Repeat the material below exactly, with no pictures.

= = = = =

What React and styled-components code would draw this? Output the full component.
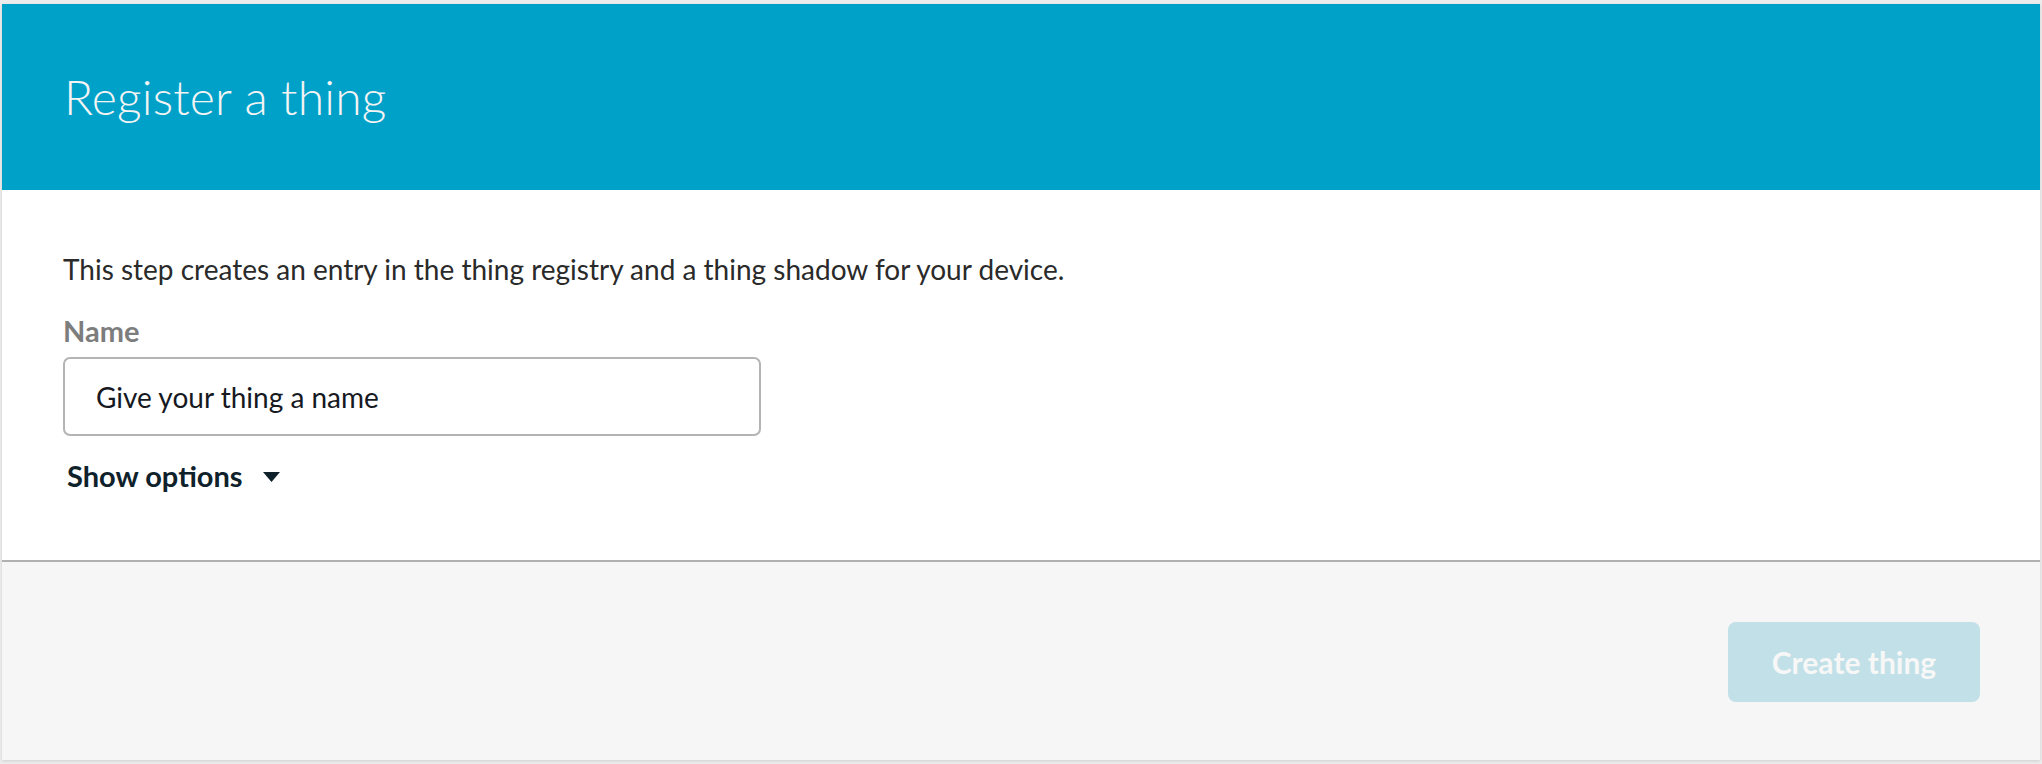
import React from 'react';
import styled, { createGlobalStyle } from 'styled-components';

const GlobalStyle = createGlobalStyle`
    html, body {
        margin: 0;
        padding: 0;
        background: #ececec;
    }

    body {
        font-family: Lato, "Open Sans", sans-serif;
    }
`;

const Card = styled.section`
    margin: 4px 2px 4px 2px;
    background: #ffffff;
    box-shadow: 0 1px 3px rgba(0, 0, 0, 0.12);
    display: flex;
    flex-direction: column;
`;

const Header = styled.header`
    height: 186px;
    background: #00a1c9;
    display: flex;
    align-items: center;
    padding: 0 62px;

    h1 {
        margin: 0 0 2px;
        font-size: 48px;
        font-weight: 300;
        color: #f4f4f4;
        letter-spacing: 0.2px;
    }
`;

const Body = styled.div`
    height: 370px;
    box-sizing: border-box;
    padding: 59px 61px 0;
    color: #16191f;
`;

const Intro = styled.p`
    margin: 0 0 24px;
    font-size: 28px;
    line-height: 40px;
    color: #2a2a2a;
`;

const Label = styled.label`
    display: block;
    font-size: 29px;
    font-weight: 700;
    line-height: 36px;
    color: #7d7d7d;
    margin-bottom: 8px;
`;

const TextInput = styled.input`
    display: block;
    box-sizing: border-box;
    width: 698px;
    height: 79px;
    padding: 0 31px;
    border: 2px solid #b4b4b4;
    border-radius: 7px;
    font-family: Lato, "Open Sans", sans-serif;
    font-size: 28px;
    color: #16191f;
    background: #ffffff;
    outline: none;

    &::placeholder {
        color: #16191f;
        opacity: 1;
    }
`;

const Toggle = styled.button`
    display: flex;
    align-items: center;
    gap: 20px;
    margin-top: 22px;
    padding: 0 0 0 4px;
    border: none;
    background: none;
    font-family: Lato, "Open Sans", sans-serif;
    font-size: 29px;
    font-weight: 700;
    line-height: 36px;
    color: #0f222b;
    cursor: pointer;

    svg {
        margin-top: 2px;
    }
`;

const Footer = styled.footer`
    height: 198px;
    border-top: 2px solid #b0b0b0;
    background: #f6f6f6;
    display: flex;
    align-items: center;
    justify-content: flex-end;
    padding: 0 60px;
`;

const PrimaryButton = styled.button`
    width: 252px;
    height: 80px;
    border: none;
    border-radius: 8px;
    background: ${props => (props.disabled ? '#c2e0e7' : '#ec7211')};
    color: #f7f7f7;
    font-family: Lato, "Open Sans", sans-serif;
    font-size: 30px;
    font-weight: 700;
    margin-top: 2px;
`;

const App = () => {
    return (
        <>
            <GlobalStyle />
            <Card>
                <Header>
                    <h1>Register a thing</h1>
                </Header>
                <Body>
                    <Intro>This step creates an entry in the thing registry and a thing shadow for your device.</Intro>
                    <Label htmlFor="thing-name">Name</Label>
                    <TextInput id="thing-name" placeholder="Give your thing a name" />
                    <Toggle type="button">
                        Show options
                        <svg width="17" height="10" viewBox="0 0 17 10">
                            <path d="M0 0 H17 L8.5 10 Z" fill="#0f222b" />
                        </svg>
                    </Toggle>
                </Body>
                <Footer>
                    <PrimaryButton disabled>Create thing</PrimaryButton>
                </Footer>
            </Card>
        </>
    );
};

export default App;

= = = = =

FULL SOLUTION>
What React and styled-components code would draw this? Output the full component.
import React from 'react';
import styled, { createGlobalStyle } from 'styled-components';

const GlobalStyle = createGlobalStyle`
    html, body {
        margin: 0;
        padding: 0;
        background: #ececec;
    }

    body {
        font-family: Lato, "Open Sans", sans-serif;
    }
`;

const Card = styled.section`
    margin: 4px 2px 4px 2px;
    background: #ffffff;
    box-shadow: 0 1px 3px rgba(0, 0, 0, 0.12);
    display: flex;
    flex-direction: column;
`;

const Header = styled.header`
    height: 186px;
    background: #00a1c9;
    display: flex;
    align-items: center;
    padding: 0 62px;

    h1 {
        margin: 0 0 2px;
        font-size: 48px;
        font-weight: 300;
        color: #f4f4f4;
        letter-spacing: 0.2px;
    }
`;

const Body = styled.div`
    height: 370px;
    box-sizing: border-box;
    padding: 59px 61px 0;
    color: #16191f;
`;

const Intro = styled.p`
    margin: 0 0 24px;
    font-size: 28px;
    line-height: 40px;
    color: #2a2a2a;
`;

const Label = styled.label`
    display: block;
    font-size: 29px;
    font-weight: 700;
    line-height: 36px;
    color: #7d7d7d;
    margin-bottom: 8px;
`;

const TextInput = styled.input`
    display: block;
    box-sizing: border-box;
    width: 698px;
    height: 79px;
    padding: 0 31px;
    border: 2px solid #b4b4b4;
    border-radius: 7px;
    font-family: Lato, "Open Sans", sans-serif;
    font-size: 28px;
    color: #16191f;
    background: #ffffff;
    outline: none;

    &::placeholder {
        color: #16191f;
        opacity: 1;
    }
`;

const Toggle = styled.button`
    display: flex;
    align-items: center;
    gap: 20px;
    margin-top: 22px;
    padding: 0 0 0 4px;
    border: none;
    background: none;
    font-family: Lato, "Open Sans", sans-serif;
    font-size: 29px;
    font-weight: 700;
    line-height: 36px;
    color: #0f222b;
    cursor: pointer;

    svg {
        margin-top: 2px;
    }
`;

const Footer = styled.footer`
    height: 198px;
    border-top: 2px solid #b0b0b0;
    background: #f6f6f6;
    display: flex;
    align-items: center;
    justify-content: flex-end;
    padding: 0 60px;
`;

const PrimaryButton = styled.button`
    width: 252px;
    height: 80px;
    border: none;
    border-radius: 8px;
    background: ${props => (props.disabled ? '#c2e0e7' : '#ec7211')};
    color: #f7f7f7;
    font-family: Lato, "Open Sans", sans-serif;
    font-size: 30px;
    font-weight: 700;
    margin-top: 2px;
`;

const App = () => {
    return (
        <>
            <GlobalStyle />
            <Card>
                <Header>
                    <h1>Register a thing</h1>
                </Header>
                <Body>
                    <Intro>This step creates an entry in the thing registry and a thing shadow for your device.</Intro>
                    <Label htmlFor="thing-name">Name</Label>
                    <TextInput id="thing-name" placeholder="Give your thing a name" />
                    <Toggle type="button">
                        Show options
                        <svg width="17" height="10" viewBox="0 0 17 10">
                            <path d="M0 0 H17 L8.5 10 Z" fill="#0f222b" />
                        </svg>
                    </Toggle>
                </Body>
                <Footer>
                    <PrimaryButton disabled>Create thing</PrimaryButton>
                </Footer>
            </Card>
        </>
    );
};

export default App;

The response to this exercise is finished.